Asset Management net income increased, due to higher net revenue and lower noninterest expense, offset partially by a higher provision for credit losses. Growth in net revenue was driven by gains on the Firm’s seed capital investments, wider loan spreads, higher deposit balances and net inflows. These benefits were partially offset by the effect of lower market levels, narrower deposit spreads, lower loan balances and decreased placement fees. The increase in the provision for credit losses reflected continued deterioration in the credit environment. Noninterest expense decreased due to lower headcount-related expense, offset by higher performance-based compensation and higher FDIC insurance premiums.
Corporate/Private Equity reported net income, compared with a net loss in the prior year, reflecting continued gains on trading positions, higher net interest income and private equity gains in the third quarter of 2009, compared with losses in the third quarter of 2008.
Firmwide, the managed provision for credit losses was $9.8 billion, up by $3.1 billion, or 47%, from the prior year. The prior-year quarter included a $2.0 billion charge to conform Washington Mutual’s allowance for loan losses, which affected both the consumer and wholesale portfolios. For the purposes of the following analysis, this charge is excluded. The consumer-managed provision for credit losses was $9.0 billion, compared with $4.3 billion in the prior year, reflecting an increase in the allowance for credit losses in the home lending and credit card loan portfolios. Consumer-managed net charge-offs were $7.0 billion, compared with $3.3 billion, resulting in managed net charge-off rates of 6.29% and 3.39%, respectively. The wholesale provision for credit losses was $779 million, compared with $398 million, reflecting continued deterioration in the credit environment. Wholesale net charge-offs were $1.1 billion, compared with $52 million, resulting in net charge-off rates of 1.93% and 0.10%, respectively. The Firm’s nonperforming assets totaled $20.4 billion at September 30, 2009, up from $9.5 billion. The allowance for credit losses increased by $1.6 billion during the quarter; this resulted in a loan loss coverage ratio at September 30, 2009, of 5.28%, compared with 5.01% at June 30, 2009, and 2.87% at September 30, 2008. The above mentioned net charge-off rates and allowance for loan loss ratios exclude loans accounted for at fair value and loans held-for-sale, and the impact of purchased credit-impaired loans. The allowance for loan loss ratios also excluded the impact of loans held by the Washington Mutual Master Trust, which were consolidated on the Firm’s balance sheet at fair value during the second quarter of 2009 and the $1.1 billion of allowance related to the purchased credit-impaired portfolio.
Business outlook
The following forward-looking statements are based on the current beliefs and expectations of JPMorgan Chase’s management and are subject to significant risks and uncertainties.
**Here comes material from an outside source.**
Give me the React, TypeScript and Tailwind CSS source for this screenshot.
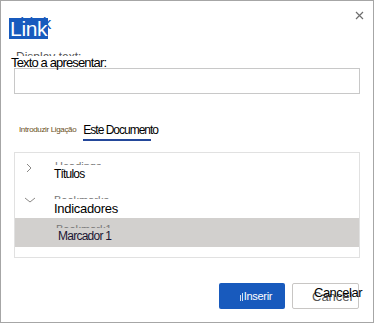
import React from "react";

const ChevronRight = () => (
  <svg width="10" height="10" viewBox="0 0 10 10" fill="none">
    <path d="M3 1l4 4-4 4" stroke="#8a8886" strokeWidth="1" />
  </svg>
);

const ChevronDown = () => (
  <svg width="12" height="10" viewBox="0 0 12 10" fill="none">
    <path d="M1 3l5 4 5-4" stroke="#8a8886" strokeWidth="1" />
  </svg>
);

const App = () => {
  return (
    <div className="w-[375px] h-[323px] bg-white font-['Liberation_Sans',Arial,sans-serif]">
      <div className="w-[374px] h-[323px] border border-[#a6a6a6] flex flex-col">
        {/* header */}
        <div className="flex justify-between items-start pl-[8px] pr-[9px] pt-[17px] h-[40px] leading-[21px]">
          <div className="relative">
            <span className="absolute left-[11px] top-[-3px] text-[17px] leading-[18px] text-[#185abd]">
              Link
            </span>
            <span className="relative inline-block bg-[#185abd] text-white text-[21px] leading-[21px] px-[1px] tracking-[-0.3px]">
              Link
            </span>
          </div>
          <button className="mt-[-7px] text-[#707070]">
            <svg width="9" height="9" viewBox="0 0 9 9">
              <path d="M1 1l7 7M8 1L1 8" stroke="#6e6e6e" strokeWidth="1.2" />
            </svg>
          </button>
        </div>

        {/* display text */}
        <div className="relative pl-[10px] pt-[15px]">
          <span className="absolute left-[15px] top-[9px] h-[6px] overflow-hidden text-[12px] leading-[14px] text-[#555]">
            Display text:
          </span>
          <label className="relative block text-[13px] leading-[14px] tracking-[-0.85px] text-black">
            Texto a apresentar:
          </label>
        </div>
        <div className="pl-[13px] mt-[-2px]">
          <div className="w-[346px] h-[26px] border border-[#c8c8c8] bg-white" />
        </div>

        {/* tabs */}
        <div className="flex items-end gap-[7px] pl-[18px] mt-[28px] h-[19px]">
          <span className="text-[8px] leading-[12px] text-[#6b4f24] tracking-[-0.35px] pb-[5px]">
            Introduzir Ligação
          </span>
          <div className="flex flex-col">
            <span className="text-[12px] leading-[14px] tracking-[-1px] text-black">Este Documento</span>
            <div className="mt-[2px] w-[68px] h-[2px] bg-[#23479a]" />
          </div>
        </div>

        {/* list */}
        <div className="pl-[13px] mt-[11px]">
          <div className="w-[346px] h-[106px] border border-[#e1e1e1] flex flex-col">
            <div className="h-[33px] flex items-center pl-[9px]">
              <span className="w-[30px] flex mt-[-4px]">
                <ChevronRight />
              </span>
              <span className="relative text-[12px] leading-[14px] tracking-[-0.8px] text-black mt-[8px]">
                <span className="absolute left-[1px] top-[-7px] text-[11px] tracking-normal text-[#777] h-[5px] overflow-hidden leading-[12px]">
                  Headings
                </span>
                Títulos
              </span>
            </div>
            <div className="h-[32px] flex items-center pl-[9px]">
              <span className="w-[30px] flex mt-[-4px]">
                <ChevronDown />
              </span>
              <span className="relative text-[13px] leading-[15px] tracking-[-0.3px] text-black mt-[12px]">
                <span className="absolute left-[0px] top-[-7px] text-[11px] tracking-normal text-[#777] h-[5px] overflow-hidden leading-[12px]">
                  Bookmarks
                </span>
                Indicadores
              </span>
            </div>
            <div className="h-[29px] bg-[#d2d0ce] flex items-center pl-[43px]">
              <span className="relative text-[12px] leading-[14px] tracking-[-0.75px] text-[#1b1633] mt-[6px]">
                <span className="absolute left-[-2px] top-[-6px] text-[11px] tracking-normal text-[#777] h-[5px] overflow-hidden leading-[12px]">
                  Bookmark1
                </span>
                Marcador 1
              </span>
            </div>
          </div>
        </div>

        {/* buttons */}
        <div className="flex justify-end gap-[7px] pr-[14px] mt-[25px]">
          <button className="w-[66px] h-[26px] bg-[#185abd] rounded-[2px] text-white text-[11px] tracking-[-0.3px] flex items-center justify-center gap-[1px] pl-[8px]">
            <span className="flex items-end gap-[1px] h-[10px] pt-[2px]">
              <span className="w-[1px] h-[6px] bg-white/80" />
              <span className="w-[1px] h-[8px] bg-white/80" />
            </span>
            Inserir
          </button>
          <button className="relative w-[67px] h-[26px] bg-white border border-[#c8c6c4] rounded-[2px]">
            <span className="absolute left-[19px] top-[6px] text-[13px] leading-[14px] text-[#555]">
              Cancel
            </span>
            <span className="absolute left-[21px] top-[2px] text-[13px] leading-[14px] tracking-[-0.5px] text-black whitespace-nowrap">
              Cancelar
            </span>
          </button>
        </div>
      </div>
    </div>
  );
};

export default App;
These risks and uncertainties could cause the Firm’s actual results to differ materially from those set forth in such forward-looking statements.
JPMorgan Chase’s outlook for the fourth quarter of 2009 should be viewed against the backdrop of the global and U.S. economies, financial markets activity, the geopolitical environment, the competitive environment and client activity levels. Each of these linked factors will affect the performance of the Firm and its lines of business. The Firm continues to monitor the global and U.S. economic environments. The outlook for the capital markets remains uncertain, and further declines in U.S. housing prices in certain markets and increases in the unemployment rate, either of which could adversely affect the Firm’s financial results, are possible. In addition, as a result of recent market conditions, the U.S. Congress and regulators have increased their focus on the regulation of financial institutions; any legislation or regulations that may be adopted as a result could limit or restrict the Firm’s operations, or impose additional costs on the Firm in order to comply with such new laws or rules.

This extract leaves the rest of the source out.